By Cary Brunswick

                                                                News in January 1926

Stephen Joyce, of the Board of Trustees of the Bellows Free Academy Fund, addressed the St. Albans Chamber of Commerce and told members that 1926 was to be a year of major significance to the community.

Why? In 1876, Hiram Bellows of Fairfax and St. Albans made a will in which he left his residence and 2.5-acre lot on North Main Street in St. Albans, and his holdings of New York Central Railroad stock, for the establishment of a free school on that lot to be known as the Bellows Free Academy.

Bellows wanted the academy to be kept free from religion, though morals and rectitude and right living were to be taught and encouraged. He said a board of five trustees created to administer the fund should not include any clergy and that no two members should belong to the same church.

At the present time, Joyce said, the fund amounted to $270,000, and the stipulated 50 years hence expires in October 1926. The will directed that money remaining after school-building construction was to be safely invested and revenue derived therefrom be used for teacher salaries, equipment and operating costs.
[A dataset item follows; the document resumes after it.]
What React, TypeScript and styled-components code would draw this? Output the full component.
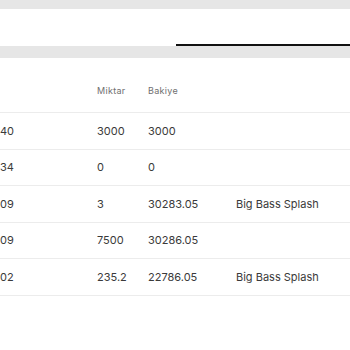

“Today, St. Albans wants and needs a modern and adequate building to take the place of the present high school building (on Church Street), which is inadequate, wasteful and old-fashioned,” Joyce told Chamber members, adding that Mr. Bellows would want his will to meld with the wants and needs of the community.

Joyce laid out the complexities involved in dropping the current high school and sending students to the new academy, and insisted it was vital for the Chamber, the PTA and other civic groups to get on the same page with a plan, because October was approaching.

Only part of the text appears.